Monday, September 03, 2007

FUN WITH PIX: Guitar mag ads

DD occasionally purchases Guitar World magazine at the supermarket and it always shows the guitar trade publication industry to be a merciless place. Regular readers are apparently a very fickle and childish crew, requiring the musical instrument industry and its press to work together for magazines in which heavily illustrated stories compete for space with intelligence-insulting advertisements aimed at getting the bedroom guitarist to purchase something.

So today I've strung together a few ads from recent Guitar Worlds to show what kind of humor magazine, based on rock music, I'd like to see. (Next week, perhaps a look at Combat Handgun or Shotgun News magazines.)

First up, DD returns to a favorite, Eddie van Halen.

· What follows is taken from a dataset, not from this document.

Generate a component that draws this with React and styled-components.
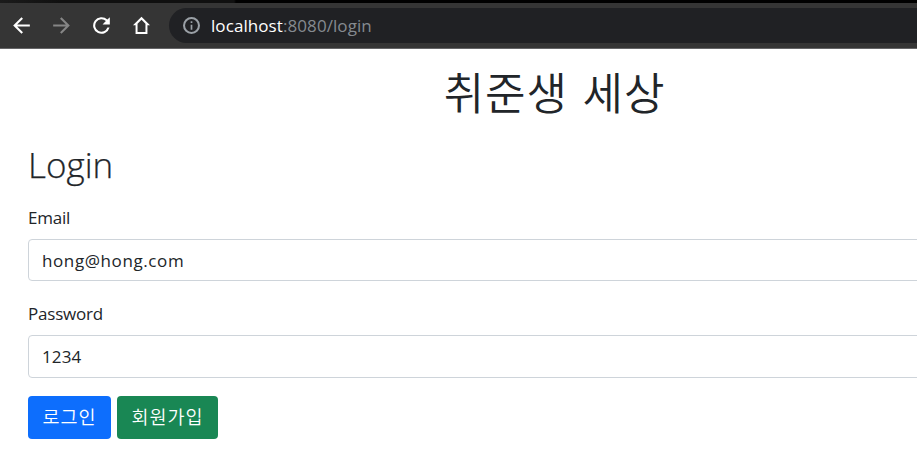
import React from "react";
import styled, { createGlobalStyle } from "styled-components";

const GlobalStyle = createGlobalStyle`
  * { box-sizing: border-box; }
  body { margin: 0; background: #fff; overflow: hidden; }
`;

const latin = `"Open Sans", "Noto Sans CJK KR", sans-serif`;

const Window = styled.div`
  width: 100%;
  height: 452px;
  overflow: hidden;
  color: #212529;
  font-family: ${latin};
`;

const TabStrip = styled.div`
  height: 3px;
  background: linear-gradient(90deg, #1b1b1b 0, #101010 60px, #101010 234px, #000 236px);
`;

const Toolbar = styled.header`
  display: flex;
  align-items: center;
  height: 46px;
  padding: 0 0 1px 9px;
  background: #353535;
  border-bottom: 1px solid #656567;
`;

const NavButton = styled.button`
  display: flex;
  flex: none;
  width: 25px;
  height: 25px;
  margin-right: 15px;
  padding: 0;
  border: 0;
  background: none;
  color: ${(p) => (p.$muted ? "#868686" : "#fff")};
  svg { width: 25px; height: 25px; fill: currentColor; }
`;

const AddressBar = styled.div`
  display: flex;
  flex: 1;
  align-items: center;
  height: 35px;
  padding-left: 14px;
  border-radius: 18px 0 0 18px;
  background: #202124;
  svg { width: 17px; height: 17px; fill: #9aa0a6; }
`;

const Url = styled.span`
  margin: 2px 0 0 11px;
  color: #858a90;
  font-size: 17px;
  line-height: 24px;
  letter-spacing: 0.08px;
`;

const Host = styled.span`
  color: #fff;
`;

const Page = styled.main`
  padding: 13px 0 0 28px;
`;

const Title = styled.h1`
  width: 1053px;
  margin: 0;
  font: 350 44px/58px "Noto Sans CJK KR", sans-serif;
  letter-spacing: 0.9px;
  word-spacing: 4px;
  text-align: center;
`;

const Heading = styled.h2`
  margin: 23px 0 0;
  font-size: 35px;
  font-weight: 300;
  line-height: 44px;
  -webkit-text-stroke: 0.25px #212529;
`;

const Field = styled.div`
  display: flex;
  flex-direction: column;
  margin-top: ${(p) => p.$gap}px;
`;

const Label = styled.label`
  height: 27px;
  margin-bottom: 8px;
  font-size: 17px;
  line-height: 27px;
  letter-spacing: -0.2px;
`;

const Input = styled.input`
  width: 1053px;
  height: ${(p) => p.$height}px;
  padding: 0 13px;
  border: 1px solid #ced4da;
  border-radius: 4px;
  outline: 0;
  background: #fff;
  color: #212529;
  font: 17px ${latin};
  letter-spacing: ${(p) => p.$track}px;
`;

const Actions = styled.div`
  display: flex;
  gap: 6px;
  margin-top: 18px;
`;

const Button = styled.button`
  width: ${(p) => p.$width}px;
  height: 43px;
  padding: 0 0 2px;
  border: 0;
  border-radius: 4px;
  background: ${(p) => p.$color};
  color: #fff;
  font: 350 18.5px/27px "Noto Sans CJK KR", sans-serif;
  letter-spacing: 1px;
  white-space: nowrap;
`;

const icons = {
  back: "M20 11H7.83l5.59-5.59L12 4l-8 8 8 8 1.41-1.41L7.83 13H20z",
  forward: "M4 11h12.17l-5.59-5.59L12 4l8 8-8 8-1.41-1.41L16.17 13H4z",
  reload: "M17.65 6.35A8 8 0 1 0 19.73 14h-2.08A6 6 0 1 1 16.22 7.78L13 11h7V4z",
  home: "M12 3.6 3.8 11.8H6.3V20.2H17.7V11.8H20.2zM12 6.4 15.8 10.2V18.3H8.2V10.2z",
  info: "M11 7h2v2h-2zm0 4h2v6h-2zm1-9a10 10 0 1 0 0 20 10 10 0 0 0 0-20zm0 17.6a7.6 7.6 0 1 1 0-15.2 7.6 7.6 0 0 1 0 15.2z",
};

const Icon = ({ name, box = "0 0 24 24" }) => (
  <svg viewBox={box} aria-hidden="true">
    <path fillRule="evenodd" d={icons[name]} />
  </svg>
);

export default function App() {
  return (
    <Window>
      <GlobalStyle />
      <TabStrip />
      <Toolbar>
        <NavButton aria-label="Back"><Icon name="back" /></NavButton>
        <NavButton aria-label="Forward" $muted><Icon name="forward" /></NavButton>
        <NavButton aria-label="Reload"><Icon name="reload" /></NavButton>
        <NavButton aria-label="Home"><Icon name="home" /></NavButton>
        <AddressBar>
          <Icon name="info" box="2 2 20 20" />
          <Url><Host>localhost</Host>:8080/login</Url>
        </AddressBar>
      </Toolbar>
      <Page>
        <Title>취준생 세상</Title>
        <Heading>Login</Heading>
        <Field $gap={17}>
          <Label htmlFor="email">Email</Label>
          <Input id="email" defaultValue="hong@hong.com" $height={42} $track={0.6} />
        </Field>
        <Field $gap={19}>
          <Label htmlFor="password">Password</Label>
          <Input id="password" defaultValue="1234" $height={43} $track={0.15} />
        </Field>
        <Actions>
          <Button $width={83} $color="#0d6efd">로그인</Button>
          <Button $width={101} $color="#198754">회원가입</Button>
        </Actions>
      </Page>
    </Window>
  );
}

Readers may recall a recent posting about Eddie's Frankenstein relic guitar, sold for $25,000 to lunatics. The Eddie van Halen relic, which even has an early Seventies quarter nailed to it like Eddie's original, was first featured in March of this year in Guitar World which put him and it on the cover.

"We found a guy on eBay who was selling rolls of uncirculated 1971 quarters," Eddie van Halen's guitar builder informed the magazine. "That was a weird year for quarters, they didn't mint many of them in 1971."

Then Eddie van Halen suffered a collapse and checked into rehab.

Earlier this summer, Eddie was again wheeled out for the cover of Guitar World as well as in ad photos for the relaunching of his $25,000 guitar and line of amplifiers.


Behind the tight smile, impending trouble.


New hair and fresh dentures make a man feel fine.

Moving along, businesses have long recognized the selling power of rock icons in full page advertising. Ernie Ball electric guitar strings uses Jimmy Page of Led Zep.


Five decades! Has it been that long?


Oi, Guv'nor! Make that at least six decades of rough road. In sight of the stairway to heaven.

When DD thinks of guitar gear, he thinks of children and adults with the aspirations of children. This being the case, amplifiers have to be made to cast the impression that if only you will buy it, you too will be a "Guitar God."


Nigel Tufnel's guitar amp only went to "11." If "Guitar God" fails you in front of an audience, there's always "Psycho." Personally, I'd prefer a switch for "Homeless Busker on Sidewalk."


When guitar magazines become entirely devoid of editorial content, there will still be ad photos of gypsy he-man Dave Navarro.


For f--- sake, can't you put on a damn shirt? We've seen all your nipple rings and tatts.


After spending 25 K on an Eddie van Halen guitar with its hard-to-find 1971 quarter, you may not have enough liquidity to k-k-k-cure your s-s-s-t-tt--tuttering prob-buh-buh-blem.